- _Supplied data_:

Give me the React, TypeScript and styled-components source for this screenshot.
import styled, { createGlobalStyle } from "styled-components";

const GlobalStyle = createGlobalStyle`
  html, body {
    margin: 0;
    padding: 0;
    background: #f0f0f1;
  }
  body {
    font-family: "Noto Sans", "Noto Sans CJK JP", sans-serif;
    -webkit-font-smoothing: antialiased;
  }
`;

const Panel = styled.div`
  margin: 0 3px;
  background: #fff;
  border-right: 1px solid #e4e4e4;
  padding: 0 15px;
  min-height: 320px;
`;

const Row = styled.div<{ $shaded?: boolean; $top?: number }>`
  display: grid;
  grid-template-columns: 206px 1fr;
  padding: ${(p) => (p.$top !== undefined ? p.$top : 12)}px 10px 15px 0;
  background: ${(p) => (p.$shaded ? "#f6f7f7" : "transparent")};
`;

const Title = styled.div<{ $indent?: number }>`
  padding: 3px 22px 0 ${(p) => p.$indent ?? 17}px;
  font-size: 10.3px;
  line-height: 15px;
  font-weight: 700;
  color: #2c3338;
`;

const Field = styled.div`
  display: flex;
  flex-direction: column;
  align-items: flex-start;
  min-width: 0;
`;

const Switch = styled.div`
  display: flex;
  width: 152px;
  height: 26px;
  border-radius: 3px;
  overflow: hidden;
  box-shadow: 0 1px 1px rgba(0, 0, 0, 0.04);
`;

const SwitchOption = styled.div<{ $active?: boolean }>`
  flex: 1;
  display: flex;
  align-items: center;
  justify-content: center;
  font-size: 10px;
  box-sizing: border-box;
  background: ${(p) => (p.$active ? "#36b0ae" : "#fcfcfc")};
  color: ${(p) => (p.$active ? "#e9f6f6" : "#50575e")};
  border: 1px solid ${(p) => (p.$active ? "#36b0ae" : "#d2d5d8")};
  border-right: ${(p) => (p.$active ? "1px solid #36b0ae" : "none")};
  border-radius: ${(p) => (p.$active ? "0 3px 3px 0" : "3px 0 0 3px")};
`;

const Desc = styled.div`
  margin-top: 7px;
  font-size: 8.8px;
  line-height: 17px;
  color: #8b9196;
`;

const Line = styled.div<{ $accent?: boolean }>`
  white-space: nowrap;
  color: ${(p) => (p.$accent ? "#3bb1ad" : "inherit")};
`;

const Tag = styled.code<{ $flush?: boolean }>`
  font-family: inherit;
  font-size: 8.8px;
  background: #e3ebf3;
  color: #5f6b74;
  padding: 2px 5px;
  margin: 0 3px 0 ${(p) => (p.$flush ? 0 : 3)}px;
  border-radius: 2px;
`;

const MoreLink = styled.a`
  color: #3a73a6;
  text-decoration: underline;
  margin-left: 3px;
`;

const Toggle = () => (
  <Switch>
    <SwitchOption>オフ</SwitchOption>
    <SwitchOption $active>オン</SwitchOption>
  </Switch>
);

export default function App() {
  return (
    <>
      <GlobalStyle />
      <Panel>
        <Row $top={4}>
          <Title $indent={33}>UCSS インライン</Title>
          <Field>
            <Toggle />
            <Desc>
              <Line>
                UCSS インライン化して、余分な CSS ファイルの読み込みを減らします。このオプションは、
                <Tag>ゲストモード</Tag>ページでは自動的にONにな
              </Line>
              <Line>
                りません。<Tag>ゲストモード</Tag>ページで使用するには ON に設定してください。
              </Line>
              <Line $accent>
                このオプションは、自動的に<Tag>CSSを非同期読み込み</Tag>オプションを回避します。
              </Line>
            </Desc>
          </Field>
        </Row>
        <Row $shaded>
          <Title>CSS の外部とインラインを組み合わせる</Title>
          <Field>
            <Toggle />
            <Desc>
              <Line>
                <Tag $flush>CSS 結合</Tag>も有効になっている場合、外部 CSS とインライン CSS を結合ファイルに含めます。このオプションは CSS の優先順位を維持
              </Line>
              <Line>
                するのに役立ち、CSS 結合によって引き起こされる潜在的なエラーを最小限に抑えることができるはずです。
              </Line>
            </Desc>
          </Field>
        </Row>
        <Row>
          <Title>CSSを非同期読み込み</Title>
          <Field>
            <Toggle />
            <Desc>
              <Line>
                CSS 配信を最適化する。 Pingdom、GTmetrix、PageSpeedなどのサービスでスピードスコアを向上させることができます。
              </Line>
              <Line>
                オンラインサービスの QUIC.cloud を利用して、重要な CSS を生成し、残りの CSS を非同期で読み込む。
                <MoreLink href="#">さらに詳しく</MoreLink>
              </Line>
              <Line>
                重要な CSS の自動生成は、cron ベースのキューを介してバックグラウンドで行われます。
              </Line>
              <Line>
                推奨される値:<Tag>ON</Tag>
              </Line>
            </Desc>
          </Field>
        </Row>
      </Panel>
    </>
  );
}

- _Exercise details_: What is the number of lines holding the word "components"? State it alone.

- _Full answer_: 2